There were moments, like when I walked through the crowd at the airport and didn’t care that people were staring at the big girl in the red shirtdress—moments where I felt something harder over my entire surface, like that skin Jell-O gets after a few days in the fridge.
Seated on the airplane, I nodded my head to the right and gazed wistfully out the window. There was nothing to see but pavement, but I liked the idea of how I thought I might look to a casual observer—like the girl at the end of a movie who has grown in some way and is an adult now, which you can tell because she does something different from how she did it at the beginning of her tale.
We got in the air, and the flight attendant offered me a beverage. I’d had a Ginger Ale on the flight down, which was my third flight ever. This was my fourth flight, and I was different now, so I ordered a Bloody Mary. I’d never had one before, but people in movies order them on airplanes, and the words just came out of my mouth.
The flight attendant nodded curtly and came back with the tomato-juice-based drink. “Matches your outfit,” she said.
I paid, and she walked away, without having asked to see my ID. The nerve!
The girl sitting next to me said, “That smells so good.”
“You should get one. Call the attendant back, my treat.”
She laughed and looked pointedly down at her stomach, quite clearly swollen with a baby.
A chill went through my body. “How long?” I asked.
“Two weeks.”
“And they let you fly?”
Her lip started to tremble, then she put on a big, fake smile. “Short flight. Even if I went into labor…” She trailed off, as if she didn’t have the energy to finish the thought, to tell the lie that everything would be fine, no matter what.
She looked young—about as young as Amy, the sixteen-year-old girl who’d been my employee until recently.
I pulled out my phone and looked for a good photo of Kyle to show her.
“This is my son,” I said, showing her a picture of him pretending to eat two slices of pizza at the same time.
“Wow,” she said, looking back over at me.
“I was fifteen when I had him.”
She nodded, her eyes getting wet before she blinked them clear.
Her words burst out of her. “I’m scared. I don’t like pain.”
I patted her on the knee. “Nobody likes goodbyes, or labor pain. And it’s okay to be scared. I was, too. But I had a good doctor, and my parents were beside me the whole time. We’re so lucky to live in a time of hospitals, and medicine, and epidurals.”
Her chest rose with a deep breath I could hear, even over the whooshing white noise of the airplane.
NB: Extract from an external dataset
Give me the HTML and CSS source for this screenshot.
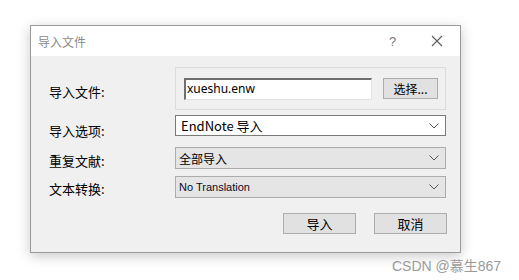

“What about down there?” she asked, looking embarrassed. “Did everything go back to where it had been?”
“Yes, and everything works fine. No complaints.”
“Were you scared during labor?”
My skin started to tingle all over. I grabbed my Bloody Mary and shot it back.
“No,” I lied, smiling. “Your body kicks in with all the right hormones at the right time, and maybe there are a few moments where you get tired or frustrated, but you’ll know what to do. Everything’s going to be fine.”
Her face relaxed and she leaned her head back against the armrest.
I pulled a magazine out of the pocket in the seat in front of me and pretended to be engrossed in an article about natural fibers being trendy come autumn.
I felt bad about lying to the girl, but I also knew telling her the truth wouldn’t help either of us.
Me.
That night.
It’s Friday, and my stomach’s been acting up all day, but Mom and Dad are out of town I am ready to party! And by party, I mean I am going to order pizza with the money they left for groceries, and I’m going to eat it in the formal sitting room, where Dad and I aren’t allowed to eat.